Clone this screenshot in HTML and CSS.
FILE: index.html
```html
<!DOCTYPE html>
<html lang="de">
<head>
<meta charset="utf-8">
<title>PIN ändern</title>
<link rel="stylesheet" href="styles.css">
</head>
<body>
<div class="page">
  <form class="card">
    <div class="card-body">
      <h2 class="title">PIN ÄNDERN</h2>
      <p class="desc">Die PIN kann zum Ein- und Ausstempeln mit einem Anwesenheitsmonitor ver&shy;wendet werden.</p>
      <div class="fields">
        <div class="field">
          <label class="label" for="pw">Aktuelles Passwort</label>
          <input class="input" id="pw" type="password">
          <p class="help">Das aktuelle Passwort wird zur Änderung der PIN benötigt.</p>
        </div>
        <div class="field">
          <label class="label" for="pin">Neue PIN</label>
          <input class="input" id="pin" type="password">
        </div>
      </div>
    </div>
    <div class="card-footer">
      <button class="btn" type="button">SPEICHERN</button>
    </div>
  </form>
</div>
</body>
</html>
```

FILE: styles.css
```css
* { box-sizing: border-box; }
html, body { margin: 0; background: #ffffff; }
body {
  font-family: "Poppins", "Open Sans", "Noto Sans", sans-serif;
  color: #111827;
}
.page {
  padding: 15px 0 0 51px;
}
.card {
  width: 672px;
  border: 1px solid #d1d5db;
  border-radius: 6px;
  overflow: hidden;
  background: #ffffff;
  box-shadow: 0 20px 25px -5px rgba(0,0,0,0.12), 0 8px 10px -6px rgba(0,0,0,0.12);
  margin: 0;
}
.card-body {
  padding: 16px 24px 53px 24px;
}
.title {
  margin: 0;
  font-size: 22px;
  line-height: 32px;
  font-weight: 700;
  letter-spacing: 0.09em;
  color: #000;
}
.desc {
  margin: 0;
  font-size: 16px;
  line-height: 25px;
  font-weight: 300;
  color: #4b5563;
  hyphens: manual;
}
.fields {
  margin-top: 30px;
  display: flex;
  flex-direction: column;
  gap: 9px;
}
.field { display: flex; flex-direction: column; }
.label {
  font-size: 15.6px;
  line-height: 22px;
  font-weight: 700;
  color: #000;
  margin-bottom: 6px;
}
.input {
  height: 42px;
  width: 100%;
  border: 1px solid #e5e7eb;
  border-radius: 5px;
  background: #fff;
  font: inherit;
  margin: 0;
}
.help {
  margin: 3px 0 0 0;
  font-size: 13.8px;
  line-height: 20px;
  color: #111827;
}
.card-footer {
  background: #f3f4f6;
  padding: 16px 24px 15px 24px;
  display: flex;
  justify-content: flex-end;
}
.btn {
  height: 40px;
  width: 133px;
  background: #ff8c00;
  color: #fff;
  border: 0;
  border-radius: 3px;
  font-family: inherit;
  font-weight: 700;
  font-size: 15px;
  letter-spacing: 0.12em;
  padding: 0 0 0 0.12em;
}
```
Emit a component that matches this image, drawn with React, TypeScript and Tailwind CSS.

※

### EXERCISE INSTRUCTIONS
Extract all lines as given.

### CORRECT RESPONSE
Clone this screenshot in HTML and CSS.
FILE: index.html
```html
<!DOCTYPE html>
<html lang="de">
<head>
<meta charset="utf-8">
<title>PIN ändern</title>
<link rel="stylesheet" href="styles.css">
</head>
<body>
<div class="page">
  <form class="card">
    <div class="card-body">
      <h2 class="title">PIN ÄNDERN</h2>
      <p class="desc">Die PIN kann zum Ein- und Ausstempeln mit einem Anwesenheitsmonitor ver&shy;wendet werden.</p>
      <div class="fields">
        <div class="field">
          <label class="label" for="pw">Aktuelles Passwort</label>
          <input class="input" id="pw" type="password">
          <p class="help">Das aktuelle Passwort wird zur Änderung der PIN benötigt.</p>
        </div>
        <div class="field">
          <label class="label" for="pin">Neue PIN</label>
          <input class="input" id="pin" type="password">
        </div>
      </div>
    </div>
    <div class="card-footer">
      <button class="btn" type="button">SPEICHERN</button>
    </div>
  </form>
</div>
</body>
</html>
```

FILE: styles.css
```css
* { box-sizing: border-box; }
html, body { margin: 0; background: #ffffff; }
body {
  font-family: "Poppins", "Open Sans", "Noto Sans", sans-serif;
  color: #111827;
}
.page {
  padding: 15px 0 0 51px;
}
.card {
  width: 672px;
  border: 1px solid #d1d5db;
  border-radius: 6px;
  overflow: hidden;
  background: #ffffff;
  box-shadow: 0 20px 25px -5px rgba(0,0,0,0.12), 0 8px 10px -6px rgba(0,0,0,0.12);
  margin: 0;
}
.card-body {
  padding: 16px 24px 53px 24px;
}
.title {
  margin: 0;
  font-size: 22px;
  line-height: 32px;
  font-weight: 700;
  letter-spacing: 0.09em;
  color: #000;
}
.desc {
  margin: 0;
  font-size: 16px;
  line-height: 25px;
  font-weight: 300;
  color: #4b5563;
  hyphens: manual;
}
.fields {
  margin-top: 30px;
  display: flex;
  flex-direction: column;
  gap: 9px;
}
.field { display: flex; flex-direction: column; }
.label {
  font-size: 15.6px;
  line-height: 22px;
  font-weight: 700;
  color: #000;
  margin-bottom: 6px;
}
.input {
  height: 42px;
  width: 100%;
  border: 1px solid #e5e7eb;
  border-radius: 5px;
  background: #fff;
  font: inherit;
  margin: 0;
}
.help {
  margin: 3px 0 0 0;
  font-size: 13.8px;
  line-height: 20px;
  color: #111827;
}
.card-footer {
  background: #f3f4f6;
  padding: 16px 24px 15px 24px;
  display: flex;
  justify-content: flex-end;
}
.btn {
  height: 40px;
  width: 133px;
  background: #ff8c00;
  color: #fff;
  border: 0;
  border-radius: 3px;
  font-family: inherit;
  font-weight: 700;
  font-size: 15px;
  letter-spacing: 0.12em;
  padding: 0 0 0 0.12em;
}
```
Emit a component that matches this image, drawn with React, TypeScript and Tailwind CSS.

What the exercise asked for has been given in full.